The Regional Small Business Support Program Pilot will be extended until 30 June 2023, with $2.3 million in new funding being used to support regional small businesses in this way.
To help SMEs (those with an aggregated annual turnover of less than $50 million) to prepare for the future, the Small Business Energy Incentive will enable business owners to deduct an additional 20 per cent of the cost of eligible depreciating assets that support the more efficient use of energy.
This incentive will be available on a total expenditure of up to $100,000 (across various relevant asset types), giving a maximum bonus deduction of $20,000 to eligible SMEs.
Eligible assets must be installed and ready to use or first used between 1 July 2023 and 30 June 2024, and eligible upgrades must be made within the same period.
With hackers out in force more than ever these days and SMEs so vulnerable to attack, the Government is investing in helping Australians to keep data more secure.
The Budget includes funding of $23.4 million over three years from the 2023-2024 financial year for a small business cyber wardens program.
This program will be delivered by the Council of Small Business Organisations Australia and will help SMEs to build their in-house capacity to protect against cyber threats.
Furthermore, $19.5 million is being provided by the Government in 2023-2024 to continue working to improve the security of critical infrastructure assets.
This money will also go to assisting owners and operators in responding to significant cyberattacks when they occur.
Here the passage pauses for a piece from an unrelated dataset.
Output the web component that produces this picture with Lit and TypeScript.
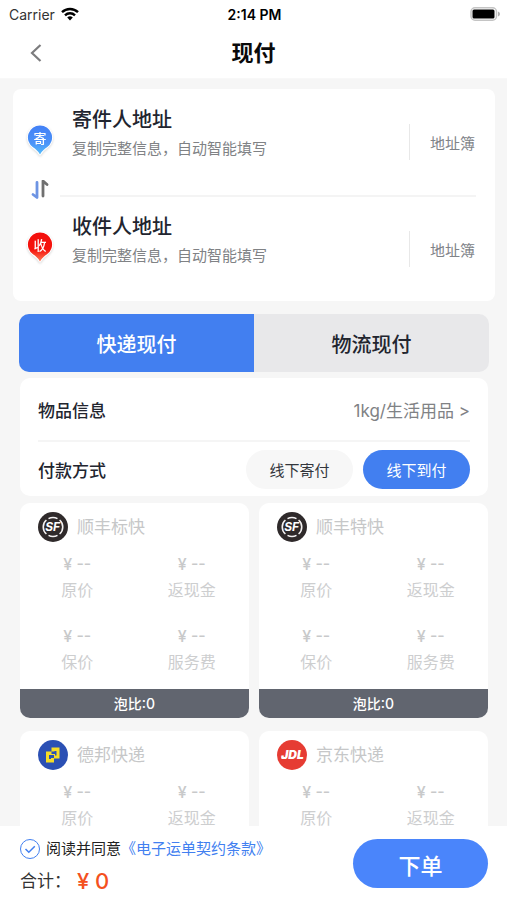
import { LitElement, html, css, svg, nothing } from "lit";
import { customElement, property, state } from "lit/decorators.js";
import { classMap } from "lit/directives/class-map.js";

const base = css`
  *,
  *::before,
  *::after {
    box-sizing: border-box;
  }
  button {
    margin: 0;
    padding: 0;
    border: 0;
    background: none;
    color: inherit;
    font: inherit;
    cursor: pointer;
  }
  svg {
    display: block;
    flex: none;
  }
  h1,
  h2,
  p,
  dl,
  dd {
    margin: 0;
    font-weight: inherit;
    font-size: inherit;
  }
`;

type Brand = "sf" | "deppon" | "jdl";

const logos = {
  sf: svg`
    <circle cx="15" cy="15" r="15" fill="#2f2a2b"/>
    <path d="M10.500 6.600A10 10 0 0 1 19.500 6.600M10.500 23.400A10 10 0 0 0 19.500 23.400M8.400 8C4.200 11.400 4.200 18.600 8.400 22M21.600 8C25.800 11.400 25.800 18.600 21.600 22" fill="none" stroke="#f4f2f2" stroke-width="1.600"/>
    <text x="14.600" y="19.200" text-anchor="middle" font-size="12" font-weight="700" font-style="italic" fill="#fff">SF</text>`,
  deppon: svg`
    <circle cx="15" cy="15" r="15" fill="#2b50b4"/>
    <path d="M8 11.500h5.500v-4h8v11h-5.500v4h-8zM11 15v4h2v-1h3v-3zM13.500 11.500v2.500h3.500v1.500h1.500v-4.500h-2v.5z" fill="#f6dc26" fill-rule="evenodd"/>`,
  jdl: svg`
    <circle cx="15" cy="15" r="15" fill="#e63c33"/>
    <text x="15.500" y="19" text-anchor="middle" font-size="12" font-weight="900" font-style="italic" fill="#fff">JDL</text>
    <path d="M4.500 18h4" stroke="#fff" stroke-width="2"/>`,
};

@customElement("address-row")
class AddressRow extends LitElement {
  @property() mark = "";
  @property() heading = "";
  @property() tone = "blue";

  static styles = [
    base,
    css`
      :host {
        display: flex;
        align-items: flex-end;
      }
      .pin {
        width: 30px;
        height: 36px;
        margin-right: 17px;
        overflow: visible;
        filter: drop-shadow(0 1px 1px rgba(0, 0, 0, 0.16));
      }
      .entry {
        flex: 1;
        display: flex;
        flex-direction: column;
        gap: 6px;
        text-align: left;
      }
      .heading {
        font-size: 20px;
        line-height: 24px;
        font-weight: 500;
        color: #22252f;
      }
      .hint {
        font-size: 15px;
        line-height: 22px;
        color: #808285;
      }
      .book {
        width: 86px;
        height: 36px;
        border-left: 1px solid #e8e8e8;
        padding-left: 20px;
        text-align: left;
        font-size: 15px;
        color: #808388;
      }
    `,
  ];

  render() {
    const red = this.tone === "red";
    return html`
      <svg class="pin" viewBox="0 0 30 36" aria-hidden="true">
        <defs>
          <linearGradient id="g" x1="0" y1="0" x2="0" y2="1">
            <stop offset="0" stop-color=${red ? "#f30f0c" : "#4380f6"} />
            <stop offset=".6" stop-color=${red ? "#f5150e" : "#4a92f8"} />
            <stop offset="1" stop-color=${red ? "#ff7a55" : "#55bdfb"} />
          </linearGradient>
        </defs>
        <path
          d="M15 1.500a12 12 0 0 1 7 21.800C19.500 25 17 27 15 30.500C13 27 10.500 25 8 23.300A12 12 0 0 1 15 1.500z"
          fill="url(#g)"
          stroke="#fff"
          stroke-width="2"
          stroke-linejoin="round"
          paint-order="stroke"
        />
        <text x="15" y="18.500" text-anchor="middle" font-size="13" font-weight="500" fill="#fff">${this.mark}</text>
      </svg>
      <button class="entry">
        <span class="heading">${this.heading}</span>
        <span class="hint">复制完整信息，自动智能填写</span>
      </button>
      <button class="book">地址簿</button>
    `;
  }
}

@customElement("carrier-card")
class CarrierCard extends LitElement {
  @property() name = "";
  @property() brand: Brand = "sf";

  static styles = [
    base,
    css`
      :host {
        display: flex;
        flex-direction: column;
        background: #fff;
        border-radius: 10px;
        overflow: hidden;
      }
      .top {
        display: flex;
        align-items: center;
        gap: 9px;
        padding: 9px 18px 0;
        font-size: 17px;
        line-height: 30px;
        color: #c6c7c8;
      }
      .logo {
        width: 30px;
        height: 30px;
        font-family: "Inter", sans-serif;
      }
      .fees {
        display: grid;
        grid-template-columns: 1fr 1fr;
        row-gap: 20px;
        padding: 9px 0 14px;
        text-align: center;
        color: #cdcecf;
      }
      .fee {
        display: flex;
        flex-direction: column-reverse;
      }
      .label {
        font-size: 16px;
        line-height: 26px;
      }
      .value {
        font-size: 16px;
        line-height: 26px;
        font-weight: 500;
        color: #c8c9ca;
      }
      .ratio {
        background: #61656f;
        color: #fff;
        text-align: center;
        font-size: 14px;
        line-height: 29px;
        font-weight: 500;
      }
    `,
  ];

  render() {
    return html`
      <h2 class="top">
        <svg class="logo" viewBox="0 0 30 30" aria-hidden="true">${logos[this.brand] ?? nothing}</svg>
        ${this.name}
      </h2>
      <dl class="fees">
        ${["原价", "返现金", "保价", "服务费"].map(
          (label) => html`<div class="fee">
            <dt class="label">${label}</dt>
            <dd class="value">¥ --</dd>
          </div>`
        )}
      </dl>
      <p class="ratio">泡比:0</p>
    `;
  }
}

@customElement("app-root")
class AppRoot extends LitElement {
  @state() private tab = 0;
  @state() private pay = 1;

  static styles = [
    base,
    css`
      :host {
        display: flex;
        flex-direction: column;
        height: 100vh;
        background: #f6f6f6;
        color: #22252f;
        font-family: "Inter", "Noto Sans CJK SC", sans-serif;
      }
      .header {
        background: #fff;
        border-bottom: 1px solid #f8f8f8;
      }
      .status {
        display: grid;
        grid-template-columns: 1fr auto 1fr;
        align-items: center;
        height: 28px;
        padding: 0 7px 0 9px;
        font-size: 14px;
        color: #000;
      }
      .network {
        display: flex;
        align-items: center;
        gap: 6px;
        color: #333;
      }
      .time {
        font-weight: 600;
      }
      .battery {
        justify-self: end;
      }
      .nav {
        display: grid;
        grid-template-columns: 48px 1fr 48px;
        align-items: center;
        height: 50px;
        padding: 0 12px;
      }
      .back {
        display: grid;
        place-items: center;
        height: 48px;
      }
      .title {
        text-align: center;
        font-size: 22px;
        line-height: 48px;
        font-weight: 700;
        color: #0a0a0a;
      }
      .content {
        flex: 1;
        min-height: 0;
        overflow-y: auto;
        scrollbar-width: none;
        padding: 10px 12px 0 13px;
      }
      .addresses {
        background: #fff;
        border-radius: 8px;
        padding: 19px 0 34px 12px;
      }
      .swap-row {
        display: flex;
        align-items: flex-end;
        gap: 10px;
        padding: 0 19px 0 5px;
        margin: 20px 0 15px;
      }
      .line {
        flex: 1;
        height: 2px;
        margin-bottom: 3px;
        background: #f4f4f4;
      }
      .order {
        padding: 13px 7px 16px;
      }
      .tabs {
        display: flex;
        height: 58px;
        border-radius: 10px;
        overflow: hidden;
        background: #e8e8ea;
        margin: 0 -1px 6px;
      }
      .tab {
        flex: 1;
        font-size: 20px;
        font-weight: 500;
      }
      .on {
        background: #427ff0;
        color: #fff;
      }
      .panel {
        background: #fff;
        border-radius: 10px;
        padding: 0 18px;
        margin-bottom: 7px;
      }
      .field {
        display: flex;
        align-items: center;
        justify-content: space-between;
        height: 62px;
        font-size: 17px;
      }
      .field + .field {
        height: 56px;
        border-top: 2px solid #f5f5f5;
      }
      .name {
        font-weight: 500;
      }
      .goods {
        color: #808285;
      }
      .choices {
        display: flex;
        gap: 10px;
      }
      .pill {
        width: 107px;
        height: 39px;
        border-radius: 20px;
        background: #f7f7f7;
        font-size: 15px;
        color: #33363c;
      }
      .pill.on {
        background: #427ff0;
        color: #fff;
      }
      .carriers {
        display: grid;
        grid-template-columns: 1fr 1fr;
        gap: 13px 10px;
      }
      .footer {
        display: flex;
        align-items: flex-start;
        justify-content: space-between;
        padding: 13px 19px 5px 20px;
        background: #fff;
      }
      .agree {
        display: flex;
        align-items: center;
        font-size: 15px;
        line-height: 20px;
        color: #222;
      }
      .check {
        display: grid;
        margin-right: 6px;
      }
      .box,
      .tick {
        grid-area: 1 / 1;
        width: 20px;
        height: 20px;
        margin: 0;
      }
      .box {
        appearance: none;
        border: 1px solid #427ff0;
        border-radius: 50%;
      }
      .tick {
        pointer-events: none;
        visibility: hidden;
      }
      .box:checked + .tick {
        visibility: visible;
      }
      .terms {
        color: #427ff0;
        text-decoration: none;
      }
      .total {
        display: flex;
        align-items: center;
        font-size: 17px;
        line-height: 28px;
        padding-top: 8px;
        color: #333;
      }
      .amount {
        margin-left: 6px;
        font-size: 22px;
        font-weight: 500;
        color: #f4511e;
      }
      .submit {
        width: 135px;
        height: 49px;
        border-radius: 25px;
        background: #4a85fb;
        color: #fff;
        font-size: 22px;
        font-weight: 500;
      }
    `,
  ];

  render() {
    return html`
      <header class="header">
        <div class="status">
          <span class="network">
            Carrier
            <svg width="18" height="14" viewBox="0 0 18 14" fill="none" stroke="#000" stroke-width="2.400" aria-hidden="true">
              <path d="M1 5.200A11.500 11.500 0 0 1 17 5.200M4 8.300A7.200 7.200 0 0 1 14 8.300" />
              <path d="M6.200 10.600A4 4 0 0 1 11.800 10.600L9 13.600z" fill="#000" stroke="none" />
            </svg>
          </span>
          <span class="time">2:14 PM</span>
          <svg class="battery" width="30" height="14" viewBox="0 0 30 14" aria-hidden="true">
            <rect x="1" y=".8" width="25.500" height="12.400" rx="4" fill="#fff" stroke="#c4c4c4" stroke-width="1.500" />
            <rect x="2.500" y="2.500" width="22" height="9" rx="1.500" fill="#000" />
            <path d="M28 4.500q2 .8 2 2.500t-2 2.500z" fill="#b0b0b0" />
          </svg>
        </div>
        <div class="nav">
          <button class="back" aria-label="返回">
            <svg width="12" height="18" viewBox="0 0 12 18" fill="none" stroke="#7c7c7e" stroke-width="2.200" aria-hidden="true">
              <path d="M10.500 1L2 9l8.500 8" />
            </svg>
          </button>
          <h1 class="title">现付</h1>
        </div>
      </header>

      <main class="content">
        <section class="addresses">
          <address-row mark="寄" heading="寄件人地址"></address-row>
          <div class="swap-row">
            <button aria-label="交换地址">
              <svg width="20" height="20" viewBox="0 0 20 20" fill="none" stroke-width="2.800" stroke-linecap="round" stroke-linejoin="round" aria-hidden="true">
                <path d="M7 2.500V17.500L3 14.500" stroke="#6d94e3" />
                <path d="M13 16V1L17 4.500" stroke="#707070" />
              </svg>
            </button>
            <div class="line"></div>
          </div>
          <address-row mark="收" heading="收件人地址" tone="red"></address-row>
        </section>

        <section class="order">
          <div class="tabs" role="tablist">
            ${["快递现付", "物流现付"].map(
              (t, i) => html`<button
                role="tab"
                aria-selected=${this.tab === i}
                class=${classMap({ tab: true, on: this.tab === i })}
                @click=${() => (this.tab = i)}
              >${t}</button>`
            )}
          </div>
          <div class="panel">
            <div class="field">
              <span class="name">物品信息</span>
              <button class="goods">1kg/生活用品 &gt;</button>
            </div>
            <div class="field">
              <span class="name">付款方式</span>
              <div class="choices">
                ${["线下寄付", "线下到付"].map(
                  (t, i) => html`<button
                    aria-pressed=${this.pay === i}
                    class=${classMap({ pill: true, on: this.pay === i })}
                    @click=${() => (this.pay = i)}
                  >${t}</button>`
                )}
              </div>
            </div>
          </div>
          <div class="carriers">
            <carrier-card name="顺丰标快" brand="sf"></carrier-card>
            <carrier-card name="顺丰特快" brand="sf"></carrier-card>
            <carrier-card name="德邦快递" brand="deppon"></carrier-card>
            <carrier-card name="京东快递" brand="jdl"></carrier-card>
          </div>
        </section>
      </main>

      <footer class="footer">
        <div>
          <div class="agree">
            <span class="check">
              <input class="box" id="agree" type="checkbox" checked />
              <svg class="tick" viewBox="0 0 20 20" fill="none" stroke="#427ff0" stroke-width="1.500" aria-hidden="true">
                <path d="M5.500 10l3.300 3.300 6-6" />
              </svg>
            </span>
            <label for="agree">阅读并同意</label><a class="terms" href="#terms">《电子运单契约条款》</a>
          </div>
          <div class="total">合计：<strong class="amount">¥ 0</strong></div>
        </div>
        <button class="submit">下单</button>
      </footer>
    `;
  }
}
With cost-of-living increases such an issue for individuals, families, entrepreneurs, and others right now, and top of mind in many ways, it’s not a surprise that the Budget also featured multiple strategies for combatting cost-of-living pressure for Australians. These included:
Many of the Budget announcements mentioned throughout this roundup will provide SMEs with short-term benefits and won’t perhaps provide as many ways to turbocharge economic growth as may have been expected.
However, all the measures are sure to come as a balm for business owners, many of whom are doing it tough in 2023.